# Input rows
──────────────────────────────
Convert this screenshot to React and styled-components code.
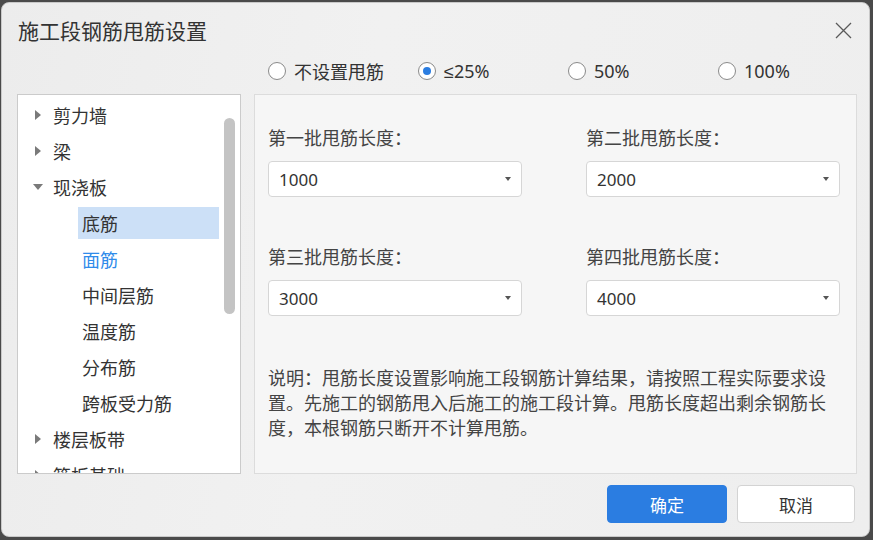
──────────────────────────────
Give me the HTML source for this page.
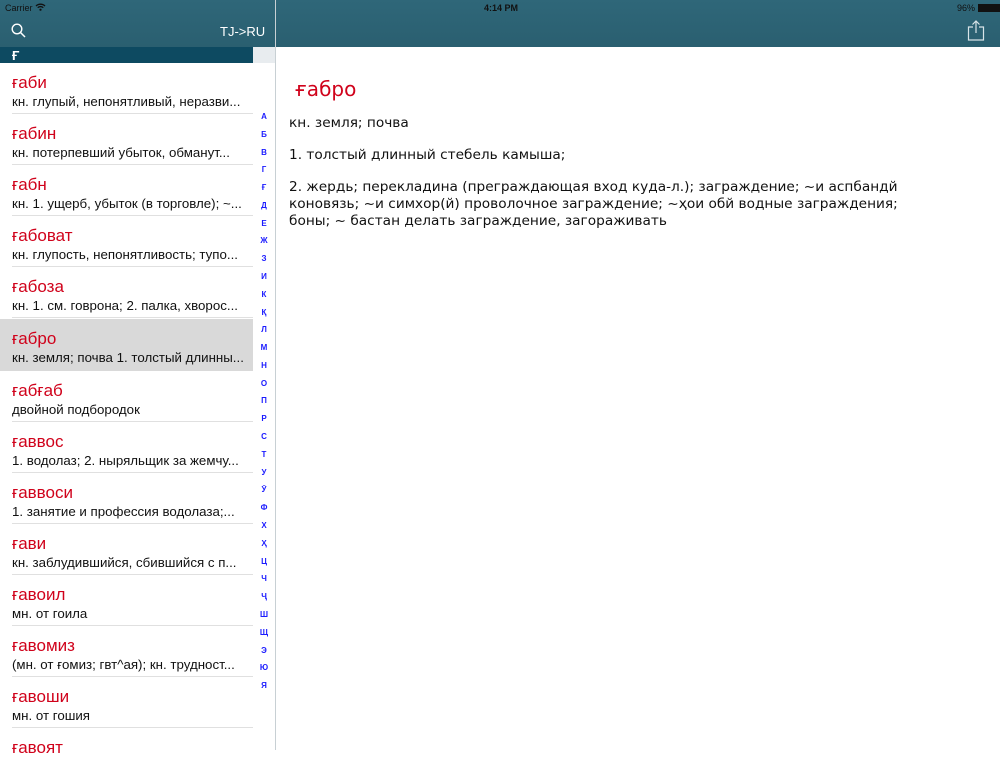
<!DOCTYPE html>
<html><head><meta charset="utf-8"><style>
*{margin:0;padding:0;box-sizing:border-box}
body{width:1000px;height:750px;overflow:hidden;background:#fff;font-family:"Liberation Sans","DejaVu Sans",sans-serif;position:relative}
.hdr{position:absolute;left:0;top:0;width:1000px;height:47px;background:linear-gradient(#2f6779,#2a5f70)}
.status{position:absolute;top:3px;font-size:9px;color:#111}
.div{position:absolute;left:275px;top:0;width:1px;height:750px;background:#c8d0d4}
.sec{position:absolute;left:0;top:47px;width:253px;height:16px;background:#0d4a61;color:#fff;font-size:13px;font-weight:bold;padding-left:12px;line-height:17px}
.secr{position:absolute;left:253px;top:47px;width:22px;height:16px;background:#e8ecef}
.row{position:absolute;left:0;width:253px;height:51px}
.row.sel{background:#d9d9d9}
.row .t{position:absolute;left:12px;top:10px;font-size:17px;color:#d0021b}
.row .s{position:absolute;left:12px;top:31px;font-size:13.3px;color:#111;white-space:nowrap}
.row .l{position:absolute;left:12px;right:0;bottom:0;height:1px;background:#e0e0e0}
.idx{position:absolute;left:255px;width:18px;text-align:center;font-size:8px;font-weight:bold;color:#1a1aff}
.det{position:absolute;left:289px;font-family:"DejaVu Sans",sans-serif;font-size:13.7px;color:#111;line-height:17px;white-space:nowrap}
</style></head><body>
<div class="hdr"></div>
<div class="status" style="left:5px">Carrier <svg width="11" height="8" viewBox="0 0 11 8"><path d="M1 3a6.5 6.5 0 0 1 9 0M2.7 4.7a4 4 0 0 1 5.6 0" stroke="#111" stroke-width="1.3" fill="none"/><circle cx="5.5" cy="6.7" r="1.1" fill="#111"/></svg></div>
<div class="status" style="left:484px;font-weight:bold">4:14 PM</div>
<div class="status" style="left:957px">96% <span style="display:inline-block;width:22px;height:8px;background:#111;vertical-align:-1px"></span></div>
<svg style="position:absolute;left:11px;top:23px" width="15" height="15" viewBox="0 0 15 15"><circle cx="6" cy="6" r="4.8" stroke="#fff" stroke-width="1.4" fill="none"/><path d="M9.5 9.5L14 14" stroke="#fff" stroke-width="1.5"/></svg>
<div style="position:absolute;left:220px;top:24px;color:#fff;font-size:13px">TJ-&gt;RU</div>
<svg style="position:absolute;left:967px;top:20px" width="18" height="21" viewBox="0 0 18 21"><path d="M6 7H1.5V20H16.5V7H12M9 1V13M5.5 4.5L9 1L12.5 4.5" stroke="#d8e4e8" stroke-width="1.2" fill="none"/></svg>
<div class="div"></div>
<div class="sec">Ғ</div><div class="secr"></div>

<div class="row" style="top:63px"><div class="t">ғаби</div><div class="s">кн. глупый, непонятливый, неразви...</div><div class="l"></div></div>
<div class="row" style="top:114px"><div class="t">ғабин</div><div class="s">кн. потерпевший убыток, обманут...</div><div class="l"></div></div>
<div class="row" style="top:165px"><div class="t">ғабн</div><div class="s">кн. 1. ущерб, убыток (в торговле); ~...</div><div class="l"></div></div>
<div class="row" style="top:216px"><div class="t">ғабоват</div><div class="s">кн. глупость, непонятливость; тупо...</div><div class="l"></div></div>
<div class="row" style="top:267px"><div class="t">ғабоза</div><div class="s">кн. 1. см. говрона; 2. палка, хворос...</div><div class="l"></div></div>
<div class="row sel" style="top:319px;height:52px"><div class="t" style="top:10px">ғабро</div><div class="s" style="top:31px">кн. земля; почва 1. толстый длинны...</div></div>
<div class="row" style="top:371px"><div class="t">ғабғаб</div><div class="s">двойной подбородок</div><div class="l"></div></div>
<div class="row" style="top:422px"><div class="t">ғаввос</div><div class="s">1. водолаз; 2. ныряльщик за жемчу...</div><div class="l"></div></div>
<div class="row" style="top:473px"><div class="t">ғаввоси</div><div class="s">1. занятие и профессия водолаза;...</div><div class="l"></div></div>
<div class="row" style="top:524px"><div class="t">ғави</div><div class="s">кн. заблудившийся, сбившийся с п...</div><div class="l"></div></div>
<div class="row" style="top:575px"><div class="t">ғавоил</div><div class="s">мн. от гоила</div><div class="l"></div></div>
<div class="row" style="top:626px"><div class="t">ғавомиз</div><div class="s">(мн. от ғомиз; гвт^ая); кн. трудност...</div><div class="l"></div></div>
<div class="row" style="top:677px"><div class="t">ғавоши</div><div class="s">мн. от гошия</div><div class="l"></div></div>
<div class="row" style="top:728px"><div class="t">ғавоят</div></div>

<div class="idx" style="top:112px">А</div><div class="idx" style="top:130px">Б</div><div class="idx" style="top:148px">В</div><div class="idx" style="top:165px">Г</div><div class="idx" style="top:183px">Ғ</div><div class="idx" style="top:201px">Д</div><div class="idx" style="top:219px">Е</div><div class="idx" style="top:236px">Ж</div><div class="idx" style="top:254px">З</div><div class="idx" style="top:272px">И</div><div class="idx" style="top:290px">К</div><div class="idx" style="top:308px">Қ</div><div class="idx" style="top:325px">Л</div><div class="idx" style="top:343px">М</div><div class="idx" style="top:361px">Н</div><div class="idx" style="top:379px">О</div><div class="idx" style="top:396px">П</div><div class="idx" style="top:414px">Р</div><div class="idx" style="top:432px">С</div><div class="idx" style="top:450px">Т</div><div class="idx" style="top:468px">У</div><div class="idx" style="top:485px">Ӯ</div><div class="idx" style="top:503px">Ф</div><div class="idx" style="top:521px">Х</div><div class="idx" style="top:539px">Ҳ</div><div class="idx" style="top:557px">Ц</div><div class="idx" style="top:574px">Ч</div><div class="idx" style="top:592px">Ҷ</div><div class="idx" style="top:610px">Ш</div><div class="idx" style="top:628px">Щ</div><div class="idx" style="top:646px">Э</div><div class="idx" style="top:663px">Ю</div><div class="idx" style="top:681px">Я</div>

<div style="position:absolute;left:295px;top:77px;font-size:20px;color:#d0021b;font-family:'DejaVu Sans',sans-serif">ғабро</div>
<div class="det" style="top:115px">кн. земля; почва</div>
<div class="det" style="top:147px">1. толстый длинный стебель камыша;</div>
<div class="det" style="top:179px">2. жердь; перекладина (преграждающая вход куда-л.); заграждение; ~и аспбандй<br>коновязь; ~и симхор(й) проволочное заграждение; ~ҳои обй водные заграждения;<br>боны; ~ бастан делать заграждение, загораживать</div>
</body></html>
──────────────────────────────
# Your task
Identify the lines above with the word "this". Copy them.

# Solution
Convert this screenshot to React and styled-components code.
Give me the HTML source for this page.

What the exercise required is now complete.